§ WHAT YOU WILL DO: Everything from the line containing "Write a component" through the line containing "import React from" must be written out exactly, and nothing more; leave any pictures out.

== RECORDS PROVIDED ==

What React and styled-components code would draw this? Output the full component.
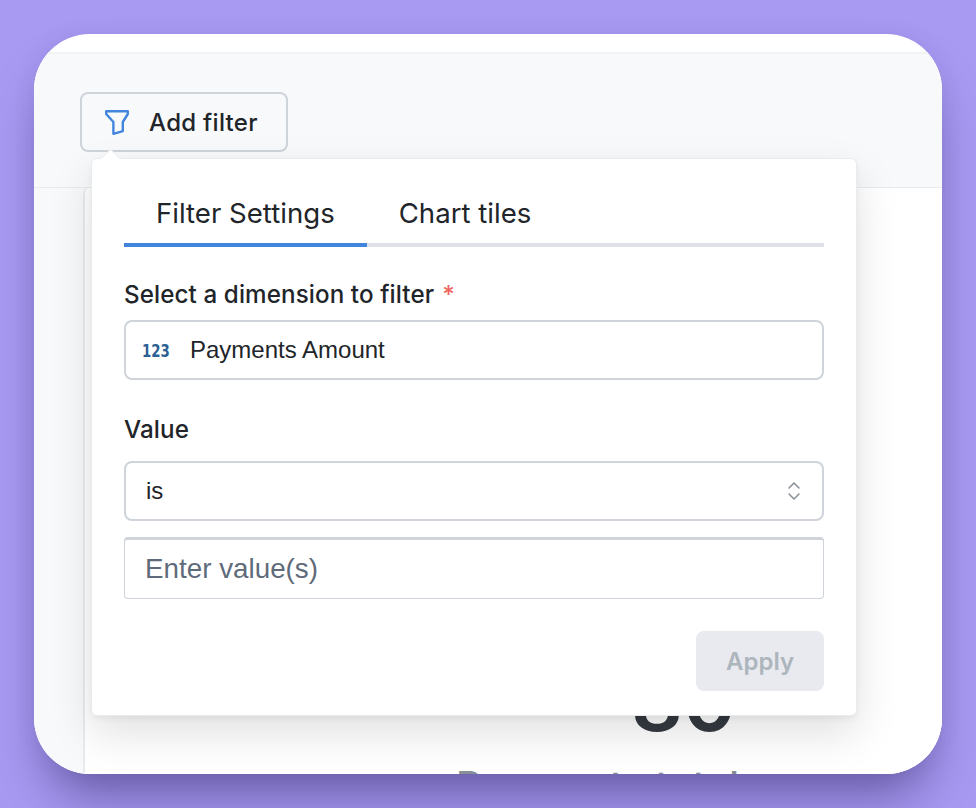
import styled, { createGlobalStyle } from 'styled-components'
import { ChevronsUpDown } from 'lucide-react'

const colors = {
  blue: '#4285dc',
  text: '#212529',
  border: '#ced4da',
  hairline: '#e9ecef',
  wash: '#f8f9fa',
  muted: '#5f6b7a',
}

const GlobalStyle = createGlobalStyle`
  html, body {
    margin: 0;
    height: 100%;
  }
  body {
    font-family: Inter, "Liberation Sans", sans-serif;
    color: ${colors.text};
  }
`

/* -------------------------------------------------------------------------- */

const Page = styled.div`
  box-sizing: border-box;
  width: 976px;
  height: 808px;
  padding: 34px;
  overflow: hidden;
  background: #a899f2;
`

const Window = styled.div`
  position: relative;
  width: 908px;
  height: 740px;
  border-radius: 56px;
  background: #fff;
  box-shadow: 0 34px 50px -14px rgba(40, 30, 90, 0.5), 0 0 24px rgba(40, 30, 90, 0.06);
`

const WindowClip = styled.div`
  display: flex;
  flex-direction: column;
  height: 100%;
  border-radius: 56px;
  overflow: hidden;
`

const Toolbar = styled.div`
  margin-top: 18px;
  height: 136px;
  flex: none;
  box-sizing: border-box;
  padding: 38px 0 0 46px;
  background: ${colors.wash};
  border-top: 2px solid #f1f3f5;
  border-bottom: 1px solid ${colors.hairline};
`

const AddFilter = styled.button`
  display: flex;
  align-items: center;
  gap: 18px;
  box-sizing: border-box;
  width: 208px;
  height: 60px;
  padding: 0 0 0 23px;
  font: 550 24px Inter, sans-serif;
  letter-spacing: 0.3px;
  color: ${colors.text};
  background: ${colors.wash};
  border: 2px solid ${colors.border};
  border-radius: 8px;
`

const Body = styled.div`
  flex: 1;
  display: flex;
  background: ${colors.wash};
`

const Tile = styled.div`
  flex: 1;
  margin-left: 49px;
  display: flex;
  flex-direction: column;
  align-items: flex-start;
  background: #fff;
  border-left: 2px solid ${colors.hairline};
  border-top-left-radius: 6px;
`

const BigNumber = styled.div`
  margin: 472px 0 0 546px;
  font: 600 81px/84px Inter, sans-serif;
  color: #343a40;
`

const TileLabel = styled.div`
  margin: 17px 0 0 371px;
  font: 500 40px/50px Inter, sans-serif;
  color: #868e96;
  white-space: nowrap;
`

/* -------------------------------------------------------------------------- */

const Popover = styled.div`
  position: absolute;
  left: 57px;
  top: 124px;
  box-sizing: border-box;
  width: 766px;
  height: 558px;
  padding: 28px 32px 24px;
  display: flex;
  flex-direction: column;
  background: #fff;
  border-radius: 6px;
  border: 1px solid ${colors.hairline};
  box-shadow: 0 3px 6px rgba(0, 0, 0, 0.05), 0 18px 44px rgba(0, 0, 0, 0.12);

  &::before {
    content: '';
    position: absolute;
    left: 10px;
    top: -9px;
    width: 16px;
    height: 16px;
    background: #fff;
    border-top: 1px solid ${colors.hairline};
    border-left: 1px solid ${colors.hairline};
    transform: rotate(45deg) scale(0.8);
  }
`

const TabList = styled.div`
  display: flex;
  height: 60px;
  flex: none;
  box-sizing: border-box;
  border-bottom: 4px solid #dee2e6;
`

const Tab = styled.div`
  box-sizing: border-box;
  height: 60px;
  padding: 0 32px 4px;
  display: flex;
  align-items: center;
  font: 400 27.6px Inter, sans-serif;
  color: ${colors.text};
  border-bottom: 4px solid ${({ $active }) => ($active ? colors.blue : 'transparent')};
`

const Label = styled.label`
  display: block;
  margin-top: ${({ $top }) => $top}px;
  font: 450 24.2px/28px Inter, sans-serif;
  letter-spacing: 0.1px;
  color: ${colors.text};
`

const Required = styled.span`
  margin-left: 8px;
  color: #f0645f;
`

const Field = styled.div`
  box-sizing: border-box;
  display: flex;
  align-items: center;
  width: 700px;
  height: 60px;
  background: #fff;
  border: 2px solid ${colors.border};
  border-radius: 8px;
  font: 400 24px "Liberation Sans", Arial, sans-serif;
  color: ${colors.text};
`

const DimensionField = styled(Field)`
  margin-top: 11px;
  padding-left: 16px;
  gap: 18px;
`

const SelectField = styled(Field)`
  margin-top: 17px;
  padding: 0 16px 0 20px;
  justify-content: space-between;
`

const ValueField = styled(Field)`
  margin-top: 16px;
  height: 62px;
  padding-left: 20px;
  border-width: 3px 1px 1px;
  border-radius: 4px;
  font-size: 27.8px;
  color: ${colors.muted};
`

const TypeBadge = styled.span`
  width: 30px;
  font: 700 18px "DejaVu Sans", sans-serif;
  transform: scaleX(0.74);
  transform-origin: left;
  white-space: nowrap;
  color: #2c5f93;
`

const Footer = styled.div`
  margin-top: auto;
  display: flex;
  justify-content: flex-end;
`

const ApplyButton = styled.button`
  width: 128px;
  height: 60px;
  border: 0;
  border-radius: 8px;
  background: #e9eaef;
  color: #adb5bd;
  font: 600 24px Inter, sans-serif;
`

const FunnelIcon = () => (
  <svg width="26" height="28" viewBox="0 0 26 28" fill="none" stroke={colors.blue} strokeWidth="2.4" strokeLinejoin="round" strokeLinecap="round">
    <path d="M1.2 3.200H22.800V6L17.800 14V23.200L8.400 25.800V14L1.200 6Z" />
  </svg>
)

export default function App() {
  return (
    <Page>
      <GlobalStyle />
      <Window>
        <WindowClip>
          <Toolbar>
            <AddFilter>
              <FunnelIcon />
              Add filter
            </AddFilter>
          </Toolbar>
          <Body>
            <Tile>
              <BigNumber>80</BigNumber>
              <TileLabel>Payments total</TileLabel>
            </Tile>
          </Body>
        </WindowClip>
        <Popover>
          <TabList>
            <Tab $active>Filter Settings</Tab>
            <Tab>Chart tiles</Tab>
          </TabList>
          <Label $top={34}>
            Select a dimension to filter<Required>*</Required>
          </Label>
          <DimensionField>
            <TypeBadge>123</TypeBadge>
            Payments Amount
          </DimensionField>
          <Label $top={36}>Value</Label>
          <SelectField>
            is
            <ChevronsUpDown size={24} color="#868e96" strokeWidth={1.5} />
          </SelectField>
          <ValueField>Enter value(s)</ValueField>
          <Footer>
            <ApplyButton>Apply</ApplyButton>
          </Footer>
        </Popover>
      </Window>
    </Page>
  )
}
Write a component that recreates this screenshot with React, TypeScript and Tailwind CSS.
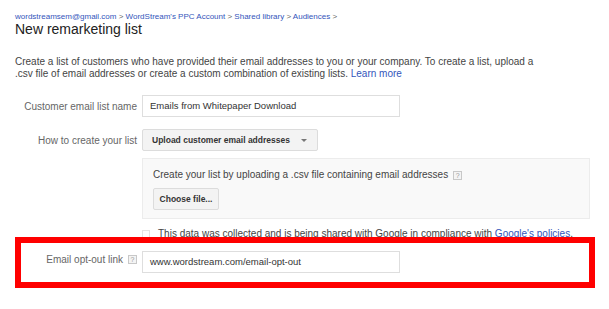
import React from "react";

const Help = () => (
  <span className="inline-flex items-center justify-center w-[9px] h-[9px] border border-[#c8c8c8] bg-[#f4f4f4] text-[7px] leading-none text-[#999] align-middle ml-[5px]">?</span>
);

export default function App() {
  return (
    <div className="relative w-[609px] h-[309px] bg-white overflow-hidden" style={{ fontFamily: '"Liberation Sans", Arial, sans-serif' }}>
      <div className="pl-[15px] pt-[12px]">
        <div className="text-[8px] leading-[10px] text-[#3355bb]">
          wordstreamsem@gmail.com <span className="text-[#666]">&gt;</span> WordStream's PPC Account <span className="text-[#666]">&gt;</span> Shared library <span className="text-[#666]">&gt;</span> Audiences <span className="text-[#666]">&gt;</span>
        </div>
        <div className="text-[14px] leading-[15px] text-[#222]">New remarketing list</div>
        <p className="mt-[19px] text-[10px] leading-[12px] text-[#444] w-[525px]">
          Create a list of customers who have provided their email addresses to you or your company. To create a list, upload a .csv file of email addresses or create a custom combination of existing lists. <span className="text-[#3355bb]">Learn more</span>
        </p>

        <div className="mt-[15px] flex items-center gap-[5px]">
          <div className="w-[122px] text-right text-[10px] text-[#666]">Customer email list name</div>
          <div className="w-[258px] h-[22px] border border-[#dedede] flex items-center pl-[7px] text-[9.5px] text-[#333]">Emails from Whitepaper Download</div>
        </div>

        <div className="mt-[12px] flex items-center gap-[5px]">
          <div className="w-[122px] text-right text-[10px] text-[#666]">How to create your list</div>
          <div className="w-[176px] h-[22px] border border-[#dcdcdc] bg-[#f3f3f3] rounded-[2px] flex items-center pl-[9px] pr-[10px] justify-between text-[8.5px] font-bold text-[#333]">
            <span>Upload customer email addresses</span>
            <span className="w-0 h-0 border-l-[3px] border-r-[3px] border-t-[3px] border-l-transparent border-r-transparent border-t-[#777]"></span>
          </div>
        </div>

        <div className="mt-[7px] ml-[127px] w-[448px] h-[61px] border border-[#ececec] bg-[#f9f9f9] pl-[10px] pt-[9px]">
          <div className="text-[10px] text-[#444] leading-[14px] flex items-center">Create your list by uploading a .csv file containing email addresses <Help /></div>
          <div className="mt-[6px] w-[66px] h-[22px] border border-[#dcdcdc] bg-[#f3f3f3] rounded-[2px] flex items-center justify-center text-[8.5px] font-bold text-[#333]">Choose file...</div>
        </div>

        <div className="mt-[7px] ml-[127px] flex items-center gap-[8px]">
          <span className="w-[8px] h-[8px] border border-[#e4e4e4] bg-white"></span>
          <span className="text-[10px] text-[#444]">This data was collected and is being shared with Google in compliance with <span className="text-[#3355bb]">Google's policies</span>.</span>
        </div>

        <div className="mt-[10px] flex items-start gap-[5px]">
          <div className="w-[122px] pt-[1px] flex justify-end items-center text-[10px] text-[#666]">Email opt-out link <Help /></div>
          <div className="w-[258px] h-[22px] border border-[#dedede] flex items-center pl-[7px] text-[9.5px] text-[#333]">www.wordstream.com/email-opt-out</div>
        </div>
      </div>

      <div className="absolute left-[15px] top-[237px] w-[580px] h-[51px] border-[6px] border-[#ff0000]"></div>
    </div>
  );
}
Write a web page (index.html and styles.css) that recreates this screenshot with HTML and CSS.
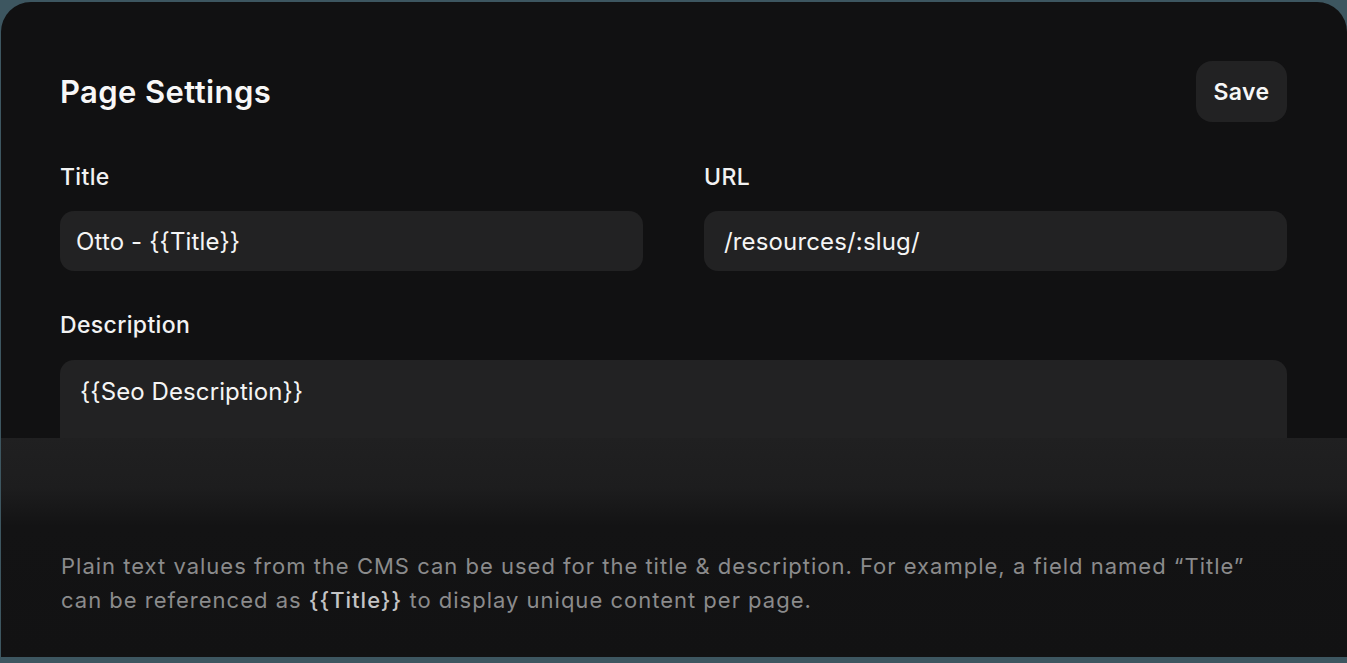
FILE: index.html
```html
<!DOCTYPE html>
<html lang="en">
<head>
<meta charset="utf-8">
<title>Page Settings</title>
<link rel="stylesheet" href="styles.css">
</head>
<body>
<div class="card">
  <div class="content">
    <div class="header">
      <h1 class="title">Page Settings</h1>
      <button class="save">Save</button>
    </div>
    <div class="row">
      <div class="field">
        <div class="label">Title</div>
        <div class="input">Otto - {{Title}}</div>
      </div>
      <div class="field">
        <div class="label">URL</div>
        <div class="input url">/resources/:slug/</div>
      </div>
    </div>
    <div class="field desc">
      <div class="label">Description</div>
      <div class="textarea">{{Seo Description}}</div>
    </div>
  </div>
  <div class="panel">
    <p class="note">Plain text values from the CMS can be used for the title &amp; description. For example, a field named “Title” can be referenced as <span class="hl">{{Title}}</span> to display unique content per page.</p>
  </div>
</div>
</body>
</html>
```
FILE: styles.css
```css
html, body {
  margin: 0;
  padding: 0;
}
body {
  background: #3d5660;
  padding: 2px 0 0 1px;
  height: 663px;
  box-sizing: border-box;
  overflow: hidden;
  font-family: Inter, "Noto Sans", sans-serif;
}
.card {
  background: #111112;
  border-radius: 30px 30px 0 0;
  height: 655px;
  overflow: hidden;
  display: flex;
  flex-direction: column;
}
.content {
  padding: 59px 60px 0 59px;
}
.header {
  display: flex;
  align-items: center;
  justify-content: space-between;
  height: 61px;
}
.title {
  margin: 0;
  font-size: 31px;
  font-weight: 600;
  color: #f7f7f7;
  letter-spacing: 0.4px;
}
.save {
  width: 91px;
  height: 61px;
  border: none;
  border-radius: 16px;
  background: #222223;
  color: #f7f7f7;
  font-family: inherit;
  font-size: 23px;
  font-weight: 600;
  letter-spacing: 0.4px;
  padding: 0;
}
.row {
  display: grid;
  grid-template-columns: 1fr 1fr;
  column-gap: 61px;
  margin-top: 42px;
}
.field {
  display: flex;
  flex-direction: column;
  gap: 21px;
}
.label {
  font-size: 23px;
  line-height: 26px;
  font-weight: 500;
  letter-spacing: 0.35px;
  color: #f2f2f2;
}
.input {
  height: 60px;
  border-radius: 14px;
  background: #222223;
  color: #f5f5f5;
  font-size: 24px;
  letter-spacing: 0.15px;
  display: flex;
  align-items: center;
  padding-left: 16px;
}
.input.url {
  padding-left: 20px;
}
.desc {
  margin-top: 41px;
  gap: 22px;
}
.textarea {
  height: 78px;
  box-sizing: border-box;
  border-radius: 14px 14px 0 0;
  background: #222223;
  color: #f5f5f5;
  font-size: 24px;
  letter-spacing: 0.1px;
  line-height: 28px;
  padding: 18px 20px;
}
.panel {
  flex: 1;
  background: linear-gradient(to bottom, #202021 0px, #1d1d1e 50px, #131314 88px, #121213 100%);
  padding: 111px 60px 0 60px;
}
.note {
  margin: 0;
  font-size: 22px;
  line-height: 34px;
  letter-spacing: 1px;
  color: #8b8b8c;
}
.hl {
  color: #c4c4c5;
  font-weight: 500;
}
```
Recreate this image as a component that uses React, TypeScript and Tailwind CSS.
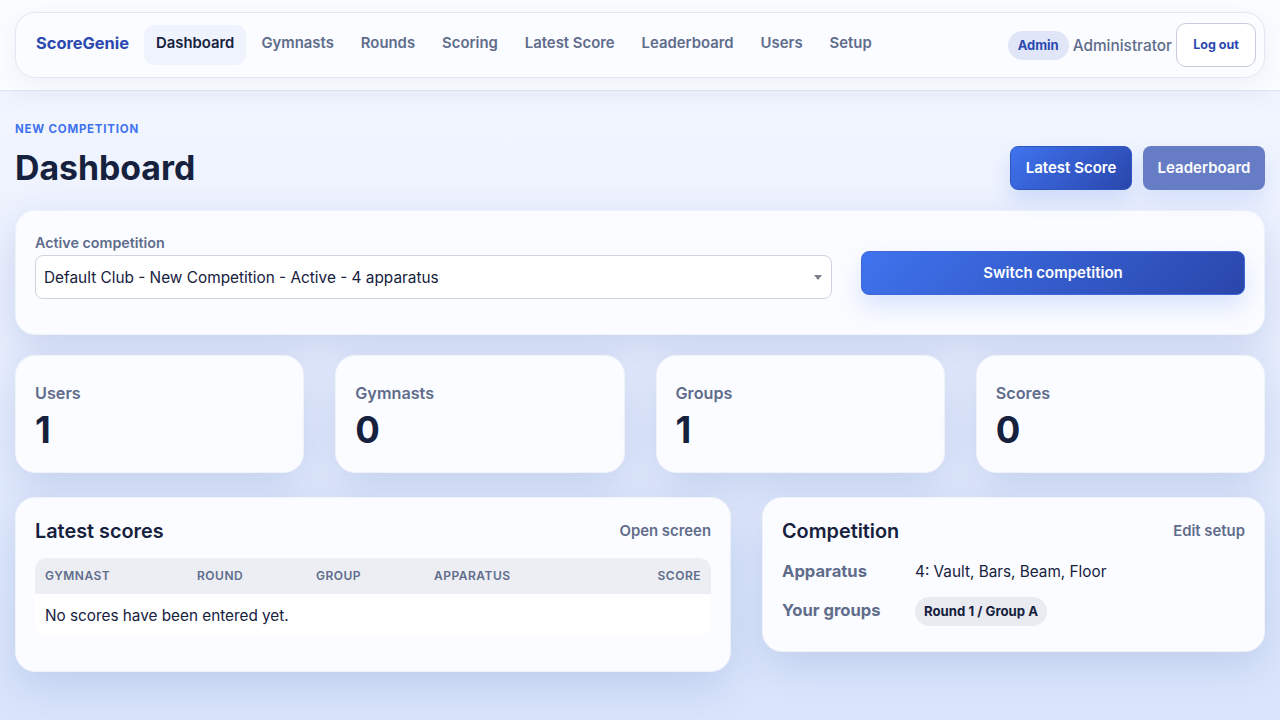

===

§ COMPLETED EXERCISE:
Write a component that recreates this screenshot with React, TypeScript and Tailwind CSS.
import React from "react";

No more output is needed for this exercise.